Attributes specifying whether a food is vegan or vegetarian for certain USDA FDC FoodData datasets.
The aim of this project is to provide free and open add-on data for the USDA’s FDC FoodData datasets containing attributes that categorize foods as vegan, vegetarian, or neither.
This will hopefully enable applications and services that deal with nutrition data to take these dietary preferences into account, e.g. when displaying or suggesting foods to users. The target audience of this project are mainly small open source projects, although nothing keeps you from using it in a commercial project (see the License section below).
The data are generated using a naive heuristic based only on the descriptions of each food and those of its ingredients, which are compared to hardcoded lists of phrases and the most likely categories they suggest. Neither this approach nor the lists of phrases are perfect, so there are still many incorrectly categorized foods that will hopefully become fewer over time.
A rough estimate for a lower bound on the percentage of errors is the percentage of known failures in the reference data, which is currently 4.7%. The real percentage of errors will be larger than that as known failures are likely to be fixed, after which the lines in question remain in the reference data with the known failure mark removed to serve as regression tests.
Note that categories listed in the reference data override those determined by the heuristic in the final exported data, so any individual known failure listed there has already been corrected.
If you find any mistakes, feel free to open an issue.
For those foods whose categorization as vegan/vegetarian/omni depends on one’s
level of “strictness”, an attempt is made to classify them as an appropriate
composite category. E.g., wines should ideally all be categorized as
VEGAN_VEGETARIAN_OR_OMNI
because certain filtration methods normally used in
the winemaking process involve animal
products, some of which
require killing the animal to extract, although it’s plausible that a subset of
vegans/vegetarians would consider them vegan/vegetarian regardless.
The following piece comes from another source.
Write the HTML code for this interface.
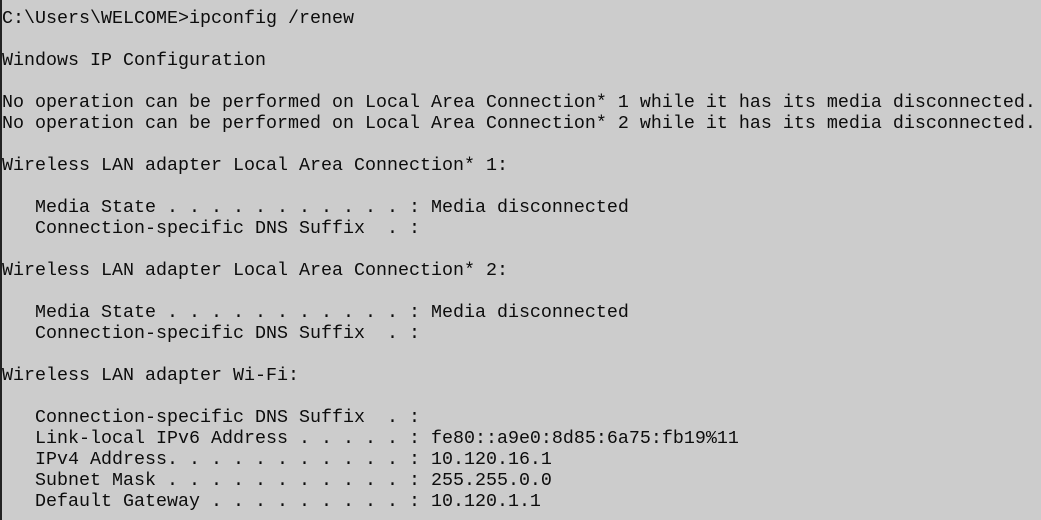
<!DOCTYPE html>
<html><head><meta charset="utf-8"><style>
html,body{margin:0;padding:0;}
body{width:1041px;height:520px;background:#cccccc;overflow:hidden;position:relative;border-left:2px solid #222;box-sizing:border-box;}
pre{margin:0;position:absolute;left:0;top:8px;font-family:"Liberation Mono",monospace;font-size:18.33px;line-height:21px;color:#0c0c0c;white-space:pre;}
</style></head><body><pre>C:\Users\WELCOME>ipconfig /renew

Windows IP Configuration

No operation can be performed on Local Area Connection* 1 while it has its media disconnected.
No operation can be performed on Local Area Connection* 2 while it has its media disconnected.

Wireless LAN adapter Local Area Connection* 1:

   Media State . . . . . . . . . . . : Media disconnected
   Connection-specific DNS Suffix  . :

Wireless LAN adapter Local Area Connection* 2:

   Media State . . . . . . . . . . . : Media disconnected
   Connection-specific DNS Suffix  . :

Wireless LAN adapter Wi-Fi:

   Connection-specific DNS Suffix  . :
   Link-local IPv6 Address . . . . . : fe80::a9e0:8d85:6a75:fb19%11
   IPv4 Address. . . . . . . . . . . : 10.120.16.1
   Subnet Mask . . . . . . . . . . . : 255.255.0.0
   Default Gateway . . . . . . . . . : 10.120.1.1</pre></body></html>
Note that these same composite categories are also used more generally in cases in which it’s impossible to tell from the available information whether something is vegan/vegetarian or not. Although this meaning is technically distinct from the strictness-dependent categorization above, in practice they tend to overlap almost perfectly. Returning e.g. to the example above, there do exist strictly vegan wines made without resorting to animal products in any step of the process, but a description saying just “wine” could refer to either these or the non-vegan variants.
Attributes are provided for foods in the FNDDS (“Survey”) and SR Legacy datasets. Data for both datasets are provided together in one file as foods are uniquely identified by e.g. their FDC ID and the file size is small anyway. As of now there are no plans to extend this project to the other FDC datasets, but who knows.
The latest generated dataset can be found on the GitHub releases page.
It is shipped as a JSON file containing a list of entries of the form
{
"fdcId": 123,
"vegCategory": "CATEGORY",
"description": "FDC description/name of the food",
# either:
"foodCode": 456,
# or:
"ndbNumber": 789
}
where CATEGORY
is one of the categories listed in the section below and
fdcId
, foodCode
, ndbNumber
and description
correspond to the fields of
the same names in the FDC datasets. foodCode
only appears in the FNDDS data
and ndbNumber
only in the SR Legacy data, so which one of these will be
present in a given entry depends on which dataset the food entry came from.
The description
is only included as a debugging help - the proper way to find
it or any other properties of a given food is to perform a lookup in the FDC
datasets by the given IDs.
The FDC ID by itself is enough to uniquely identify foods, but it is my understanding that a new FDC ID is assigned to “the same” food on every release of a FDC dataset, while IDs like the Food Code and NDB Number remain the same, the idea being that the FDC ID identifies not just a food but also the specific properties (e.g. determined nutrients) associated with it in that release. So for easier cross-FDC-release compatibility, Food Code or NDB Number are included here as well. Note, however, that I’m not sure whether e.g. the ingredient list or description can be updated as well between releases, which would have the potential to change the categorization as determined by this project. In that case, it might be more correct to use only on the FDC ID, although the number of errors caused by updated descriptions or ingredients is expected to be much, much lower than that caused by failures of the heuristic.
For debugging and demoing purposes, the current lists of foods in each category can be viewed here:
The script used to generate the data released by this project from FDC data via the heuristic explained above can be found in the project’s GitHub repository.
Some incomplete notes on development can be found here.
Like the USDA FDC datasets themselves, the data published by this project is hereby released into the public domain or, in jurisdictions where this is not possible, the closest legal equivalent.
The script to generate the data is provided under the MIT license.